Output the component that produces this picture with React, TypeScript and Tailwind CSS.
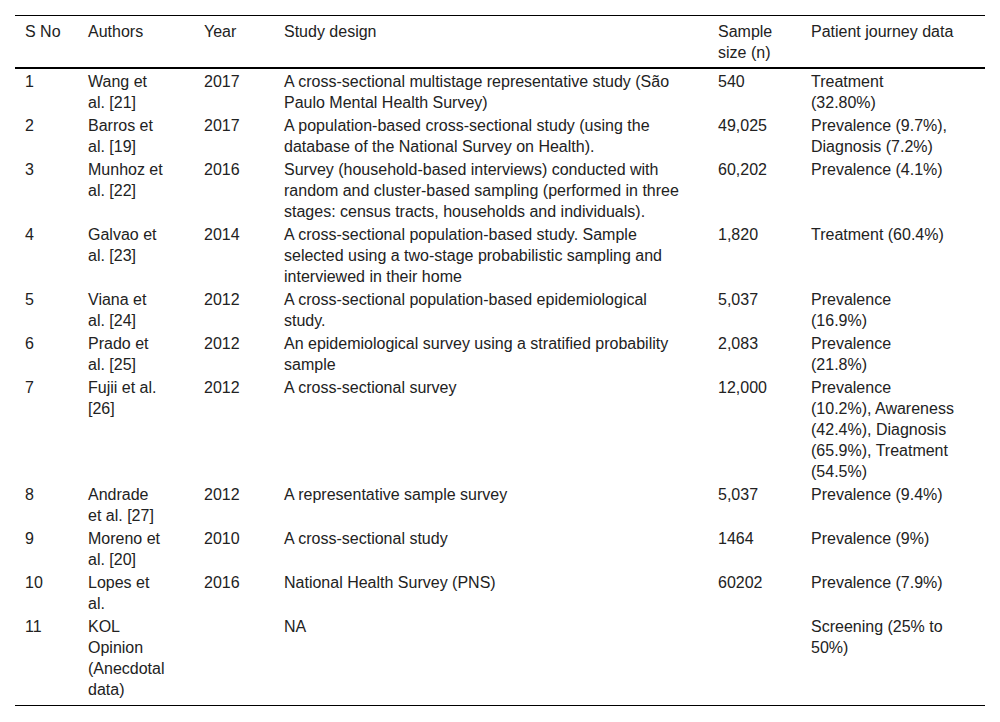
import React from "react";

type Row = [string, string[], string, string[], string, string[]];

const rows: Row[] = [
  ["1", ["Wang et", "al. [21]"], "2017", ["A cross-sectional multistage representative study (São", "Paulo Mental Health Survey)"], "540", ["Treatment", "(32.80%)"]],
  ["2", ["Barros et", "al. [19]"], "2017", ["A population-based cross-sectional study (using the", "database of the National Survey on Health)."], "49,025", ["Prevalence (9.7%),", "Diagnosis (7.2%)"]],
  ["3", ["Munhoz et", "al. [22]"], "2016", ["Survey (household-based interviews) conducted with", "random and cluster-based sampling (performed in three", "stages: census tracts, households and individuals)."], "60,202", ["Prevalence (4.1%)"]],
  ["4", ["Galvao et", "al. [23]"], "2014", ["A cross-sectional population-based study. Sample", "selected using a two-stage probabilistic sampling and", "interviewed in their home"], "1,820", ["Treatment (60.4%)"]],
  ["5", ["Viana et", "al. [24]"], "2012", ["A cross-sectional population-based epidemiological", "study."], "5,037", ["Prevalence", "(16.9%)"]],
  ["6", ["Prado et", "al. [25]"], "2012", ["An epidemiological survey using a stratified probability", "sample"], "2,083", ["Prevalence", "(21.8%)"]],
  ["7", ["Fujii et al.", "[26]"], "2012", ["A cross-sectional survey"], "12,000", ["Prevalence", "(10.2%), Awareness", "(42.4%), Diagnosis", "(65.9%), Treatment", "(54.5%)"]],
  ["8", ["Andrade", "et al. [27]"], "2012", ["A representative sample survey"], "5,037", ["Prevalence (9.4%)"]],
  ["9", ["Moreno et", "al. [20]"], "2010", ["A cross-sectional study"], "1464", ["Prevalence (9%)"]],
  ["10", ["Lopes et", "al."], "2016", ["National Health Survey (PNS)"], "60202", ["Prevalence (7.9%)"]],
  ["11", ["KOL", "Opinion", "(Anecdotal", "data)"], "", ["NA"], "", ["Screening (25% to", "50%)"]],
];

const grid = "grid grid-cols-[73px_116px_80px_434px_93px_174px]";

function Lines({ lines }: { lines: string[] }) {
  return (
    <div>
      {lines.map((l, i) => (
        <div key={i} className="whitespace-nowrap">
          {l}
        </div>
      ))}
    </div>
  );
}

export default function App() {
  return (
    <div
      className="w-[1000px] h-[722px] bg-white px-[15px] pt-[15px] text-[16px] leading-[21px] text-[#222]"
      style={{ fontFamily: '"Liberation Sans", Arial, sans-serif' }}
    >
      <div className="w-[970px] border-b border-black">
        <div className={`${grid} border-t border-black border-b-2 pt-[5px] pb-[5px] h-[54px]`}>
          <div className="pl-[10px]">S No</div>
          <div>Authors</div>
          <div>Year</div>
          <div>Study design</div>
          <Lines lines={["Sample", "size (n)"]} />
          <div>Patient journey data</div>
        </div>
        {rows.map((r, i) => (
          <div
            key={i}
            className={`${grid} pt-[2px] ${i === rows.length - 1 ? "pb-[5px]" : "pb-0"}`}
          >
            <div className="pl-[10px]">{r[0]}</div>
            <Lines lines={r[1]} />
            <div>{r[2]}</div>
            <Lines lines={r[3]} />
            <div>{r[4]}</div>
            <Lines lines={r[5]} />
          </div>
        ))}
      </div>
    </div>
  );
}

Requirements:
Omit the pictures, and quote the material above exactly as given.

Correct result:
Output the component that produces this picture with React, TypeScript and Tailwind CSS.
import React from "react";

type Row = [string, string[], string, string[], string, string[]];

const rows: Row[] = [
  ["1", ["Wang et", "al. [21]"], "2017", ["A cross-sectional multistage representative study (São", "Paulo Mental Health Survey)"], "540", ["Treatment", "(32.80%)"]],
  ["2", ["Barros et", "al. [19]"], "2017", ["A population-based cross-sectional study (using the", "database of the National Survey on Health)."], "49,025", ["Prevalence (9.7%),", "Diagnosis (7.2%)"]],
  ["3", ["Munhoz et", "al. [22]"], "2016", ["Survey (household-based interviews) conducted with", "random and cluster-based sampling (performed in three", "stages: census tracts, households and individuals)."], "60,202", ["Prevalence (4.1%)"]],
  ["4", ["Galvao et", "al. [23]"], "2014", ["A cross-sectional population-based study. Sample", "selected using a two-stage probabilistic sampling and", "interviewed in their home"], "1,820", ["Treatment (60.4%)"]],
  ["5", ["Viana et", "al. [24]"], "2012", ["A cross-sectional population-based epidemiological", "study."], "5,037", ["Prevalence", "(16.9%)"]],
  ["6", ["Prado et", "al. [25]"], "2012", ["An epidemiological survey using a stratified probability", "sample"], "2,083", ["Prevalence", "(21.8%)"]],
  ["7", ["Fujii et al.", "[26]"], "2012", ["A cross-sectional survey"], "12,000", ["Prevalence", "(10.2%), Awareness", "(42.4%), Diagnosis", "(65.9%), Treatment", "(54.5%)"]],
  ["8", ["Andrade", "et al. [27]"], "2012", ["A representative sample survey"], "5,037", ["Prevalence (9.4%)"]],
  ["9", ["Moreno et", "al. [20]"], "2010", ["A cross-sectional study"], "1464", ["Prevalence (9%)"]],
  ["10", ["Lopes et", "al."], "2016", ["National Health Survey (PNS)"], "60202", ["Prevalence (7.9%)"]],
  ["11", ["KOL", "Opinion", "(Anecdotal", "data)"], "", ["NA"], "", ["Screening (25% to", "50%)"]],
];

const grid = "grid grid-cols-[73px_116px_80px_434px_93px_174px]";

function Lines({ lines }: { lines: string[] }) {
  return (
    <div>
      {lines.map((l, i) => (
        <div key={i} className="whitespace-nowrap">
          {l}
        </div>
      ))}
    </div>
  );
}

export default function App() {
  return (
    <div
      className="w-[1000px] h-[722px] bg-white px-[15px] pt-[15px] text-[16px] leading-[21px] text-[#222]"
      style={{ fontFamily: '"Liberation Sans", Arial, sans-serif' }}
    >
      <div className="w-[970px] border-b border-black">
        <div className={`${grid} border-t border-black border-b-2 pt-[5px] pb-[5px] h-[54px]`}>
          <div className="pl-[10px]">S No</div>
          <div>Authors</div>
          <div>Year</div>
          <div>Study design</div>
          <Lines lines={["Sample", "size (n)"]} />
          <div>Patient journey data</div>
        </div>
        {rows.map((r, i) => (
          <div
            key={i}
            className={`${grid} pt-[2px] ${i === rows.length - 1 ? "pb-[5px]" : "pb-0"}`}
          >
            <div className="pl-[10px]">{r[0]}</div>
            <Lines lines={r[1]} />
            <div>{r[2]}</div>
            <Lines lines={r[3]} />
            <div>{r[4]}</div>
            <Lines lines={r[5]} />
          </div>
        ))}
      </div>
    </div>
  );
}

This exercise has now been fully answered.